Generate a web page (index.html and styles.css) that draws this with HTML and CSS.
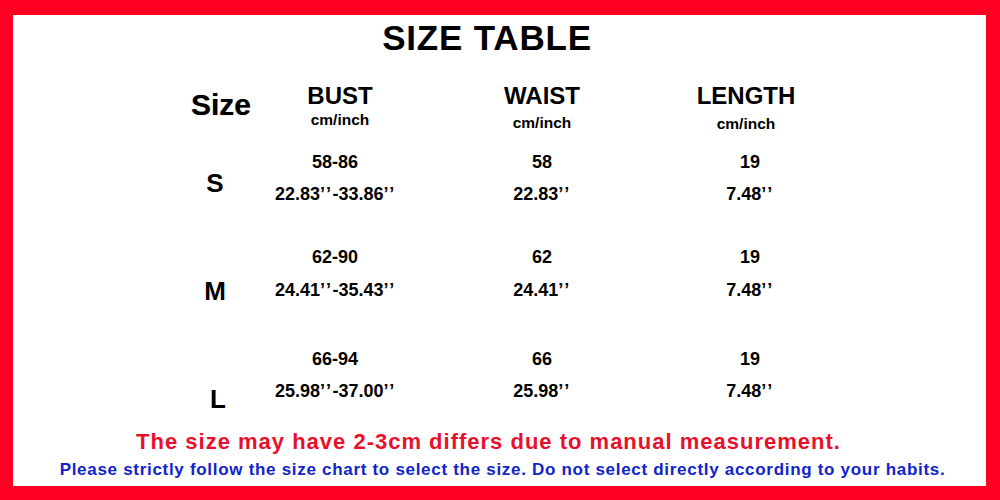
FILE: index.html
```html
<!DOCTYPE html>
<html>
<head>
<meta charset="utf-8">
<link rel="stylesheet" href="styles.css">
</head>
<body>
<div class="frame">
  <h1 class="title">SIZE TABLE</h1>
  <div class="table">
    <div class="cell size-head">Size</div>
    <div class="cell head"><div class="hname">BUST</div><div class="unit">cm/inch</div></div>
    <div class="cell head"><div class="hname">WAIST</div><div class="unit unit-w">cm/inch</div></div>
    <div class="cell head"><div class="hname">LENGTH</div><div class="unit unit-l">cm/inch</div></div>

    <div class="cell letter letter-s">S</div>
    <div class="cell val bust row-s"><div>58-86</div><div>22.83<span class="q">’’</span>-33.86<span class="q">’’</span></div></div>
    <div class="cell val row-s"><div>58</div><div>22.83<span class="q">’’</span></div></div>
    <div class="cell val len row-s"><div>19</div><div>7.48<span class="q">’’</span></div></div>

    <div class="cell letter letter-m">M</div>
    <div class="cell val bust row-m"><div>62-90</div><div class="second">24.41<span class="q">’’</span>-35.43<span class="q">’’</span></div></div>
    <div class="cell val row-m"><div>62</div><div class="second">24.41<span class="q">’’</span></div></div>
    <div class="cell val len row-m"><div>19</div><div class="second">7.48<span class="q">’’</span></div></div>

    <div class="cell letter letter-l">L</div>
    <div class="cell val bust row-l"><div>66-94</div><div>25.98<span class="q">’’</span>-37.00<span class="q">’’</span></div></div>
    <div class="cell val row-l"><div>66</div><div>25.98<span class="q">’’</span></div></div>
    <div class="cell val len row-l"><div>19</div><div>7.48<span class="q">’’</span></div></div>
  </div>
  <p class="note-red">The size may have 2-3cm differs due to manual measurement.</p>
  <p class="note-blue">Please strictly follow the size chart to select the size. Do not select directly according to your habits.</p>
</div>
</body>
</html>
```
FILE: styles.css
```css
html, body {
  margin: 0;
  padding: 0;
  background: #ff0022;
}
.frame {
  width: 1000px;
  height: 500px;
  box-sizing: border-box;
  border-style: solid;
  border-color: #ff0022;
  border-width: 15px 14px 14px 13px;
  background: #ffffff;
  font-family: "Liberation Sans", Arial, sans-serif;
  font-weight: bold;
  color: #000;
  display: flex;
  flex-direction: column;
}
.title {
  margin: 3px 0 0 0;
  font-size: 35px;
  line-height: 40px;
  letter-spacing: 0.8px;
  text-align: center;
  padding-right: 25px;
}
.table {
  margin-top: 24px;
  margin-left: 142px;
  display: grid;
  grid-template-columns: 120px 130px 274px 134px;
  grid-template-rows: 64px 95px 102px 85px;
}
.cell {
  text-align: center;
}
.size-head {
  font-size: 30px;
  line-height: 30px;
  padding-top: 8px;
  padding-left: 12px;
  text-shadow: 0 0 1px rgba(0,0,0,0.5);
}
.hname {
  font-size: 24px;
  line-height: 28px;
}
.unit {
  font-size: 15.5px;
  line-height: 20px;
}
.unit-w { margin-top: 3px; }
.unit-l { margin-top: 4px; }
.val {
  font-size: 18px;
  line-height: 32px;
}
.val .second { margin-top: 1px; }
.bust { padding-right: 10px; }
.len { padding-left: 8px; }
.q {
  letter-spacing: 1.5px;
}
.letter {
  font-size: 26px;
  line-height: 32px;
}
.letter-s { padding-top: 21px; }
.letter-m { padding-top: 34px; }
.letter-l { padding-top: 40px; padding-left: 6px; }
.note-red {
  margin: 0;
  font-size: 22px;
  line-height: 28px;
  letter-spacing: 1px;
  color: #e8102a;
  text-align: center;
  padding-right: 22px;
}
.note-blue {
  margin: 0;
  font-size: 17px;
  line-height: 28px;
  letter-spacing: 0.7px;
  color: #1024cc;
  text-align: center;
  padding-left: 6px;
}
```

# # #

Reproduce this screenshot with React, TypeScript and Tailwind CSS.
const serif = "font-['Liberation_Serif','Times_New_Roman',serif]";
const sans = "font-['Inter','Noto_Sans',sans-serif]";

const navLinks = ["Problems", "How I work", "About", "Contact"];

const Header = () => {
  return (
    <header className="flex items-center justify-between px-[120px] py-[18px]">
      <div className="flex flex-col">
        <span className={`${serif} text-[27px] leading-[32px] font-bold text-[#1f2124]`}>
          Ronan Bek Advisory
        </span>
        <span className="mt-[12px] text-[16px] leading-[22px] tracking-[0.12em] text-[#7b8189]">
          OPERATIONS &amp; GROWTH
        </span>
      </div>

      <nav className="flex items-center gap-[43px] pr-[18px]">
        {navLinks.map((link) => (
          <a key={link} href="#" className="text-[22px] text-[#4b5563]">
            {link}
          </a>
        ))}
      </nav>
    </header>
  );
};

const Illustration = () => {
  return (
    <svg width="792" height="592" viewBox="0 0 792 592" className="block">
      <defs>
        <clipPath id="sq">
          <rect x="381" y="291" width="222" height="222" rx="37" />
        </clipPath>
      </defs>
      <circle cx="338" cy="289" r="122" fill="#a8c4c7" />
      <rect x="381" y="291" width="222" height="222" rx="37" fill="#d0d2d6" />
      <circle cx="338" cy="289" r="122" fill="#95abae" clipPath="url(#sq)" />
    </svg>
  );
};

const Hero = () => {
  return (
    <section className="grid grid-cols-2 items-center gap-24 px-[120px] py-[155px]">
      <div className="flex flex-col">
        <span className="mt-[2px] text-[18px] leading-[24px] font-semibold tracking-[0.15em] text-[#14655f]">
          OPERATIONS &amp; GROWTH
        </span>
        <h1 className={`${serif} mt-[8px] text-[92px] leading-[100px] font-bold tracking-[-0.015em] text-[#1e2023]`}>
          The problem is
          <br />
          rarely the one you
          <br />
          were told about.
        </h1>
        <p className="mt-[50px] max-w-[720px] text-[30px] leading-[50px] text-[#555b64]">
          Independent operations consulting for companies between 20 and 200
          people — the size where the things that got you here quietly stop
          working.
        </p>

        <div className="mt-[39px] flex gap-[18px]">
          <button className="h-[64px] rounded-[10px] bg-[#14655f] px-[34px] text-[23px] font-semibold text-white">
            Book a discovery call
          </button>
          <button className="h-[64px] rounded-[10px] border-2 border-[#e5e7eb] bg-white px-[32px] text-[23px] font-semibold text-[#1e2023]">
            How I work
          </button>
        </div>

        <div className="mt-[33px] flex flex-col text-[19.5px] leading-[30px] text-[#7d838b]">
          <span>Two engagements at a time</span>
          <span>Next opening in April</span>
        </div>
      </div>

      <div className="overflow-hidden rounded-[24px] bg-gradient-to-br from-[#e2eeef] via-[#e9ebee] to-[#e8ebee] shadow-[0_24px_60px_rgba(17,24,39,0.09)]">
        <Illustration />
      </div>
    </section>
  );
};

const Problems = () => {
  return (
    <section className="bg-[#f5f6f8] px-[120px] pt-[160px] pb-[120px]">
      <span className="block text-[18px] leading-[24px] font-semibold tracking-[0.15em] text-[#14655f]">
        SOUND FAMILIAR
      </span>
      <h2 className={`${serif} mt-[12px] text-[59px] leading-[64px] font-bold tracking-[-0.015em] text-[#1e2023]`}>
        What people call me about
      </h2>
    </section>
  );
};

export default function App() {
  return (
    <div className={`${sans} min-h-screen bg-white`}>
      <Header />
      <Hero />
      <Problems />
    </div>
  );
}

# # #

■ **Written task**
Using the material above, copy every line in which the string "styles" occurs.

■ **Answer to the problem**
Generate a web page (index.html and styles.css) that draws this with HTML and CSS.
<link rel="stylesheet" href="styles.css">
FILE: styles.css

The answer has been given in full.